Unfortunately, Nichols had a hard time editing out material I assume he loved so much, because the film runs at an intimidating two hours and ten minutes – and boy do you feel it. It’s not to say Mud isn’t brimming with southern-fried charm about life on an Arkansas river, but it could have definitely used a good trim-down of at least twenty minutes to really stomach the story in one sitting. Comparing it to another drawn out drama I saw this year called The Place Beyond The Pines, which was even longer, brilliant performances and emotional storytelling started to become lost in a lingering feeling of impatience and anticipation for a final conclusion, while in Derek Cianfrance’s Pines, those exact shining stars were so good that the over two hour run time blew by.
Let’s analyze why though, because strong lead performances certainly weren’t to blame.
Matthew McConaughey stands out boldly as the title character Mud, a typical personality with questionable motives the whole film, but Matthew is extremely real in the role and works well with both child actors. I loved seeing McConaughey all grimed up as the shifty drifter, and the persona he developed for Mud is one that’s likable but mysterious, keeping audiences always weary through blank stares and mixed messages. He’s enchanting though, like he’s telling these magical fairy tales which draw the young boys in, and there are also scenes where Mud is just like a big kid himself, drawing similarities between the children and old Mud. McConaughey’s performance is both parts sweet and salty country bumpkin, but Mud is definitely a spectacular change of pace that should stand as one of Matthew’s best performances thus far.
Our child actors Tye Sheridan and Jacob Lofland were a pleasant surprise, as Jeff Nichols found two small talents who were able to lead such a long film with positive results – especially considering Sheridan only had The Tree Of Life to his name and Lofland was making his feature film debut. No worries though, as these kids keep as genuine and mischievous as two pre-teens should be, again really hitting on that coming-of-age architecture that teaches numerous life lessons and lets the boys grow before our eyes.

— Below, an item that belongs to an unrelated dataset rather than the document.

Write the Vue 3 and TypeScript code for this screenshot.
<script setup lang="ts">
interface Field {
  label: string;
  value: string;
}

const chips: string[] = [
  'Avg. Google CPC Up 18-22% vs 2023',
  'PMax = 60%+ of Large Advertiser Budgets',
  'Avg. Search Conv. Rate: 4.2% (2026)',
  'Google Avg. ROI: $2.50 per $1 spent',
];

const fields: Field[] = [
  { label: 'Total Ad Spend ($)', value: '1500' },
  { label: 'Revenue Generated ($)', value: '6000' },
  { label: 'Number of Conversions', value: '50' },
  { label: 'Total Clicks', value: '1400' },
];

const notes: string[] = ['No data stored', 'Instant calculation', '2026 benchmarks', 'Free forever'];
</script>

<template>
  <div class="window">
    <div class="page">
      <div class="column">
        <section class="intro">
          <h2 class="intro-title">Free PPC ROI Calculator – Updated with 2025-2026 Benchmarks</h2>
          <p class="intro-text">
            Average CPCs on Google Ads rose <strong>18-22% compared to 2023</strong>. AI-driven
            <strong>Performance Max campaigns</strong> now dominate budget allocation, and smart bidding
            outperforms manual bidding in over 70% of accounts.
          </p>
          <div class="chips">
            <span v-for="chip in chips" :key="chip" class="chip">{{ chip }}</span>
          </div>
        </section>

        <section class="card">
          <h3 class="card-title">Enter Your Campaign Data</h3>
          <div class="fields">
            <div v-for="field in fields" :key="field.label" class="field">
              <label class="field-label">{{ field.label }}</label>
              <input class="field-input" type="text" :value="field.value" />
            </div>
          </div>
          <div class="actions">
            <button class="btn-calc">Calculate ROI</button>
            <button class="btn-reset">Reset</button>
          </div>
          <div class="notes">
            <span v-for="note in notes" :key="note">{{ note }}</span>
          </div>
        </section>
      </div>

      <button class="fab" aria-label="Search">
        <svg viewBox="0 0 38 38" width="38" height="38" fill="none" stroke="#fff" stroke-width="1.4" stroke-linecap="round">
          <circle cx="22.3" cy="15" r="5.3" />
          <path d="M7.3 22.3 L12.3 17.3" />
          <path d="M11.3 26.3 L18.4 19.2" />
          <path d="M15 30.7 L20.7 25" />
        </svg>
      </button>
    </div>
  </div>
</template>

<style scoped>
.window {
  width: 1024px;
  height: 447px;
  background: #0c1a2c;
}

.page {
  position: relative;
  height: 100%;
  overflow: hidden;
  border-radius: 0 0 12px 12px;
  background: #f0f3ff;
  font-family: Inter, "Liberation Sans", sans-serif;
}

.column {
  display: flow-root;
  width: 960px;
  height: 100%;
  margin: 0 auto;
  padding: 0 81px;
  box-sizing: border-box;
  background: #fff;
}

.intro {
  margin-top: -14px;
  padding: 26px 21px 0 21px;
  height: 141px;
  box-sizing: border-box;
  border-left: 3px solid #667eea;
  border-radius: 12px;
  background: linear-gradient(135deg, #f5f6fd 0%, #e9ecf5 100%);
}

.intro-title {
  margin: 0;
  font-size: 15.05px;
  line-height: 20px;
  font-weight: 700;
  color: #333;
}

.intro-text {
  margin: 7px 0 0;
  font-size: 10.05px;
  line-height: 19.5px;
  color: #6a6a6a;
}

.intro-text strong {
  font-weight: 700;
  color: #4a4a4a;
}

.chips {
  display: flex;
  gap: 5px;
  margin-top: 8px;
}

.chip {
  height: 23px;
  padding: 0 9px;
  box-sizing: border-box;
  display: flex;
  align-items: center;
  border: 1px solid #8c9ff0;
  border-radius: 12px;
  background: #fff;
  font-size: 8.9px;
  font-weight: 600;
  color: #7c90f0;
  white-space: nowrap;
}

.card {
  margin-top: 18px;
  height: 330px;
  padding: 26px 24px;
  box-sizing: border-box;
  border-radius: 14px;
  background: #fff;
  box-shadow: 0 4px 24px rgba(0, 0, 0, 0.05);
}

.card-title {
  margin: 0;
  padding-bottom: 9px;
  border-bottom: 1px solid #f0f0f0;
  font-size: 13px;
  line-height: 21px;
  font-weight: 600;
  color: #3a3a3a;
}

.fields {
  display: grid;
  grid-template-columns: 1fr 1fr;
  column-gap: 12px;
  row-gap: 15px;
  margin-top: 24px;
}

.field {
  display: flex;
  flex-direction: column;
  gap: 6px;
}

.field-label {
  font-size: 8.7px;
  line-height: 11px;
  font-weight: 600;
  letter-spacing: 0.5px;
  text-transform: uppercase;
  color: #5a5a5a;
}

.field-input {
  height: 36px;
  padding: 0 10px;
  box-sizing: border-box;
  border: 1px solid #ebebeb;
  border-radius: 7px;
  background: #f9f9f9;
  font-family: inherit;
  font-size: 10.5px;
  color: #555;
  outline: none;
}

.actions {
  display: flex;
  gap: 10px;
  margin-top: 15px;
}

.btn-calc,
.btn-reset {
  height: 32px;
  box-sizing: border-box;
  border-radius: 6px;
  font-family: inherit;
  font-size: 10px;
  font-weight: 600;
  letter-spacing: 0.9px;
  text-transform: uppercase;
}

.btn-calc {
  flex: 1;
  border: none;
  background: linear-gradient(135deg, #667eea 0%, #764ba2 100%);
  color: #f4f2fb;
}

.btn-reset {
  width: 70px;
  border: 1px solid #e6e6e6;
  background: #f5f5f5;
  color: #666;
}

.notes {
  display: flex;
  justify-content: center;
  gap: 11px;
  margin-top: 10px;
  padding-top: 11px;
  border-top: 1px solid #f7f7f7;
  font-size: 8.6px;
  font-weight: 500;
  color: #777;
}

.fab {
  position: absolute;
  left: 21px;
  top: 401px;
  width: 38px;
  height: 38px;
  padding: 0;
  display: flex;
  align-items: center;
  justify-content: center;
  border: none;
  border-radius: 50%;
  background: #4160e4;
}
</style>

Lofland’s character Neckbone is more the comedic relief, living with his oyster-diving uncle Galen (Michael Shannon) who teaches him his own ways of life. You can see Galen’s influence rubbing off on Neckbone in a way, suggesting he’ll grow up to be a little shit, but this is one of those films where everyone learns a lesson, even Galen. It’s a touching little bit about being the cool Uncle versus a caretaking father figure.
Ellis on the other hand you can see is very respectful, very serious, and very moral – raised by his parents Senior (Ray McKinnon) and Mary Lee (Sarah Paulson). It’s much easier to see how easily Ellis is influence by his family dynamic, which we see Sheridan’s character escape by staying active with Mud’s requests in an attempt to put unhappy thoughts behind him like any child would. Sheridan perfectly captures that feeling of adolescent confidence where you feel way too big for your britches, strutting around trying to make yourself seem years beyond your actual maturity level – until that one catastrophic event that brings you back down to your real age-level. It’s a nostalgic performance I found myself reflecting fondly on, putting myself in Ellis’ shoes, which was a wonderful accomplishment for young Tye Sheridan – a child actor with a future brighter than the Carolina sun (I don’t care if that’s a saying, it is now).

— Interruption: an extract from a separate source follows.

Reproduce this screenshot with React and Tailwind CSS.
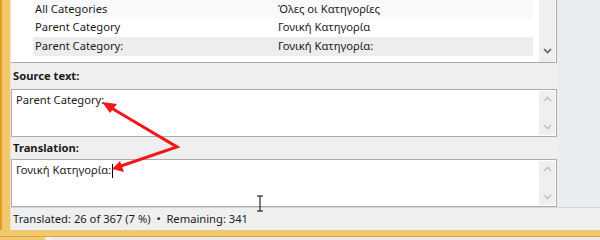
import React from "react";

const font = { fontFamily: '"Segoe UI", "Noto Sans", sans-serif' };

function Chev({ up, color }) {
  return (
    <svg width="9" height="6" viewBox="0 0 9 6">
      <path d={up ? "M1 5 L4.5 1.5 L8 5" : "M1 1 L4.5 4.5 L8 1"} fill="none" stroke={color} strokeWidth="1.6" />
    </svg>
  );
}

function TextBox({ children }) {
  return (
    <div className="flex h-[48px] border border-[#acacac] bg-white">
      <div className="flex-1 px-[4px] pt-[2px] text-[11.2px] text-[#1b1b1b]">{children}</div>
      <div className="mr-[1px] my-[1px] flex w-[16px] flex-col items-center justify-between bg-[#efefef] py-[5px]">
        <Chev up color="#c4c4c4" />
        <Chev color="#c4c4c4" />
      </div>
    </div>
  );
}

export default function App() {
  const rows = [
    ["All Categories", "Όλες οι Κατηγορίες", "bg-[#f9f9fb]"],
    ["Parent Category", "Γονική Κατηγορία", "bg-white"],
    ["Parent Category:", "Γονική Κατηγορία:", "bg-[#ededed]"],
  ];
  return (
    <div className="relative flex h-[240px] w-[600px] flex-col overflow-hidden bg-[#efefef]" style={font}>
      <div className="flex h-[230px]">
        <div className="w-[11px] border-l-2 border-[#e49d1c] bg-[#f1c86e] border-r border-r-[#f7e3b6]" />
        <div className="flex flex-1 flex-col">
          <div className="flex h-[207px]">
            <div className="flex w-[546px] flex-col">
              <div className="flex h-[63px] border-b border-r border-[#a9a9a9] bg-white">
                <div className="flex-1 pl-[22px] pr-[6px]">
                  {rows.map(([a, b, bg]) => (
                    <div key={a} className={`flex h-[18.5px] items-center text-[11.2px] text-[#1b1b1b] ${bg}`}>
                      <span className="w-[245px] pl-[2px]">{a}</span>
                      <span>{b}</span>
                    </div>
                  ))}
                </div>
                <div className="mr-[1px] flex w-[16px] flex-col items-center justify-end bg-[#efefef] pb-[8px]">
                  <Chev color="#5f5f55" />
                </div>
              </div>
              <div className="flex h-[26px] items-center pl-[2px] text-[11.2px] font-bold text-[#1b1b1b]">Source text:</div>
              <TextBox>Parent Category:</TextBox>
              <div className="flex h-[22px] items-center pl-[2px] text-[11.2px] font-bold text-[#1b1b1b]">Translation:</div>
              <TextBox>
                <span>Γονική Κατηγορία:</span>
                <span className="ml-[1px] inline-block h-[14px] w-[1px] bg-black align-middle" />
              </TextBox>
            </div>
            <div className="flex-1 bg-[#e9ecf1]" />
          </div>
          <div className="flex h-[23px] items-center border-t border-[#d6d6d6] pl-[2px] text-[11.2px] text-[#1b1b1b]">
            Translated: 26 of 367 (7 %) &nbsp;•&nbsp; Remaining: 341
          </div>
        </div>
      </div>
      <div className="h-[7px] border-b border-[#d9a440] bg-[#f1c86e]" />
      <div className="flex flex-1">
        <div className="w-[45px] bg-[#f1c86e]" />
        <div className="w-[5px] bg-[#efefef]" />
        <div className="w-[1px] bg-white" />
        <div className="flex-1 bg-[#e9e9e9]" />
      </div>
      <svg className="pointer-events-none absolute left-0 top-0" width="600" height="240">
        <polyline points="108,106 177,147 118,167" fill="none" stroke="#f01818" strokeWidth="3" strokeLinejoin="miter" />
        <polygon points="102,102 117,104 110,113" fill="#f01818" />
        <polygon points="112,169 120,161 124,172" fill="#f01818" />
        <path d="M257 196 H263 M260 196 V211 M257 211 H263" stroke="#000" strokeWidth="1" fill="none" />
      </svg>
    </div>
  );
}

The problem with Mud‘s lagging feeling really comes down to a solid story by Nichols, but there’s nothing especially groundbreaking about it. It’s quite obvious where the journey of our “heroes” will end up, we can gather the whole storybook ending might be in sight, each character’s personality is established time and time again with the same tropes, but it’s hard to avoid standing up and yelling “Get to the point!” Mud is entertaining, heartfelt storytelling about adolescent exploration and personal discovery, conveyed through admirable performances – but sometimes it doesn’t hurt to keep it simple.
So while acting is at primo quality, overall execution stumbles by drawing out an easily predictable and cliched coming-of-age tale which becomes a more daunting watch than I would have liked. Mud has many strong points, and Jeff Nichols certainly proves himself an adept filmmaker, again, but I couldn’t help but feel I’d just chewed on a super-tough piece of beef jerky for the last two hours. It starts out tasty, some creative spices kick in, but at the end you’re just left with a dried out, leathery husk you just wish could have been served in a more manageable fashion.
I so wish I had the "Wrap It Up" box from Chappelle's Show, because if I could have hit it around the hour and forty five minute mark during Mud, it would have added another star onto my review.